All records are associated with a unique key (the key data type is always Str), and 'each' will scan records in the ascending order of key.

When we have a pointer to a record, we can get the associated key with 'keyof':

each a o:article
  console keyof:a eol

The key associated with each record in a table or subtable cannot be changed. This is a serious limitation of Pliant database engine over the relational model. There would be no difficulty to implement the ability to change the key associated with a record, but it would not be a good idea. Changing the key works great on a closed database single server configuration, but is a nightmare in a multi servers configuration. So, Pliant code does not provide the feature so that people are forced to cope with the contrain at database planification time (early in the process) rather than having to cope with it when the project get's large and a lot of code is already written and needing the feature.
In facts, if we allow the key associated to a record to be changed, then in the end, it will lead to creating a second key, fixed, that will be hidden but used internally to keep consistency. The result would be the need for a large dictionary of all keys of currently loaded database records, so that the application level key that can be changed would be not much more that a field in the record in facts.
So, if your application makes it mandatory to have a key that can be changed, just store it as a field in the record.

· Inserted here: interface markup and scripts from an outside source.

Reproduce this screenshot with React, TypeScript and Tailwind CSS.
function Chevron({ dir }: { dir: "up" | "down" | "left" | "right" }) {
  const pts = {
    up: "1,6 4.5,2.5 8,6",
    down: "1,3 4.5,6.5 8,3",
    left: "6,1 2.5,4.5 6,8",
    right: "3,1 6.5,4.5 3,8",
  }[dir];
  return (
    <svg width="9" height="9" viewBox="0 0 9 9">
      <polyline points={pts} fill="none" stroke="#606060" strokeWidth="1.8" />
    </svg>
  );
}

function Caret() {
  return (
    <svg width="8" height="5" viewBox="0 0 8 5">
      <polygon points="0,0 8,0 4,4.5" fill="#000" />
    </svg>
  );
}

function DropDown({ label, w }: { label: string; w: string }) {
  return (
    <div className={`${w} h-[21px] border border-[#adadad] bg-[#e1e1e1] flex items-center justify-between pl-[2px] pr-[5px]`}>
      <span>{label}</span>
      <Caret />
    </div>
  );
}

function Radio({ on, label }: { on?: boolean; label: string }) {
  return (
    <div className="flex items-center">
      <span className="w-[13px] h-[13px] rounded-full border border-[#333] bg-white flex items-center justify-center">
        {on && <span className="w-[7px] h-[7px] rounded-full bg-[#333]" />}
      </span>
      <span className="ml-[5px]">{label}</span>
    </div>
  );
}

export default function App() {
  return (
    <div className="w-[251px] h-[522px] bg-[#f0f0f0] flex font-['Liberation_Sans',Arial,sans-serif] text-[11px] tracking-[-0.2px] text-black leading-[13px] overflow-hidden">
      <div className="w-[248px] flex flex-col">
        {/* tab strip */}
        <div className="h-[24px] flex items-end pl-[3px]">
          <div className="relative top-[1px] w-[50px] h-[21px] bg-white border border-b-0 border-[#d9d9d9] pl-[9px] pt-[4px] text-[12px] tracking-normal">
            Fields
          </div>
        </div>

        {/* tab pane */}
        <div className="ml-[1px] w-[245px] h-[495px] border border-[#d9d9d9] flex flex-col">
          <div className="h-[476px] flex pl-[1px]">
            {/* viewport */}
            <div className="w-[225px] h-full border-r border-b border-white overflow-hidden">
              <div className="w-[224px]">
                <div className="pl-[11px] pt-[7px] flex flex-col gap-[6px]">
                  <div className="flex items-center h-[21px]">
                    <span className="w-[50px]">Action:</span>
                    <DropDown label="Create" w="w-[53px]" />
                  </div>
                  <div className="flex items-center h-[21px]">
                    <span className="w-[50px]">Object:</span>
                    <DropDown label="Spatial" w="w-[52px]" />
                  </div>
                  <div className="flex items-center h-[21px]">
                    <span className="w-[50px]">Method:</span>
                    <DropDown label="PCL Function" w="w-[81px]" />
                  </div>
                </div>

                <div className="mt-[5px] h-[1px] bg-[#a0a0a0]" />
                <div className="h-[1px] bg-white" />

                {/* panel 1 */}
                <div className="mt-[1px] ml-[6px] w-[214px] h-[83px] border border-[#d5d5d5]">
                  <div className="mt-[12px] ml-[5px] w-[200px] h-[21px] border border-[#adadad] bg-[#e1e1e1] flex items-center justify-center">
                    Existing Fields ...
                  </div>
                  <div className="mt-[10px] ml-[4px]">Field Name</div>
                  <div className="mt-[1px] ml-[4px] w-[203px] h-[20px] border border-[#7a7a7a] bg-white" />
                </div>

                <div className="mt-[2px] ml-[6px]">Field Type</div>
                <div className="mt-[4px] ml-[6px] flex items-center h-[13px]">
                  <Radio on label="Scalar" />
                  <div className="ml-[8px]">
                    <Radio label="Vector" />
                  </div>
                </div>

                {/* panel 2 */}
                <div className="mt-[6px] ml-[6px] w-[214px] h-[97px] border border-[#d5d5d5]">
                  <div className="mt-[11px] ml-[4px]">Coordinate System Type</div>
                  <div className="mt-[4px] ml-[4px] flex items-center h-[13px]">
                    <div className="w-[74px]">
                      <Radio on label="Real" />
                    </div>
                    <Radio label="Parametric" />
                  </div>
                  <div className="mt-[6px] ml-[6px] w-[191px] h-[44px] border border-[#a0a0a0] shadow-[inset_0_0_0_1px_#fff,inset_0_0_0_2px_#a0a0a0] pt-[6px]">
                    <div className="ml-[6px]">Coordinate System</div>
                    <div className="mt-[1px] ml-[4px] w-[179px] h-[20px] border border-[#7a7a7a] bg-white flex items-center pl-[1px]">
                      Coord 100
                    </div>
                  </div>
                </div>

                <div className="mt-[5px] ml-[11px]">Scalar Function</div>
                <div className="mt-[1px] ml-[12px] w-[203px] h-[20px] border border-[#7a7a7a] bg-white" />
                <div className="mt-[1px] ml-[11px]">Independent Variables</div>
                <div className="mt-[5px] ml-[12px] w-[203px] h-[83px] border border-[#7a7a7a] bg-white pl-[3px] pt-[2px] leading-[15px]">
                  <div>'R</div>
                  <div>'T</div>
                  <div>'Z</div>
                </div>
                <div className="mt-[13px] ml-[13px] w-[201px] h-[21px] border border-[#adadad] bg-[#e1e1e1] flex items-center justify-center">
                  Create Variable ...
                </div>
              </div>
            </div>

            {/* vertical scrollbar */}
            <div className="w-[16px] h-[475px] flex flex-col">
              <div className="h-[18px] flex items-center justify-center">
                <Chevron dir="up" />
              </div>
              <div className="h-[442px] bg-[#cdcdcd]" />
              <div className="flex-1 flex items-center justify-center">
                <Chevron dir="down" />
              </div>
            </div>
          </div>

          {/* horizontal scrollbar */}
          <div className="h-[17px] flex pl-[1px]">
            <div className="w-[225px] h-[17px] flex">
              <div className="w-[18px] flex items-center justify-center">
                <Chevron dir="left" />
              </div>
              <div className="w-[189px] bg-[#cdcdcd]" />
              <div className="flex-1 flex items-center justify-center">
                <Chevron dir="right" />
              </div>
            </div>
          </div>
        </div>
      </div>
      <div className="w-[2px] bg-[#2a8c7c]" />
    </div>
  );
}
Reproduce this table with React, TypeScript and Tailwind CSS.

Also it might have serious impact on performances since Pliant database engine is too naive to silently create secondary indexes like SQL engines do, with a bit of extra code, it should be possible to cope with it, also this belongs to the advanced article about using Pliant databases, so I stop the explaination here at the moment.

'each' can have two extra options, 'filter' and 'sort':

each o shop_database:data:order filter o:delivered=undefined sort o:ordered
  ...

here, 'filter' is used to skip all orders that have already been delived (the delivery timestamp is defined) and 'sort' is used to scan records according to the order confirmation date as opposed to scanning according to order key.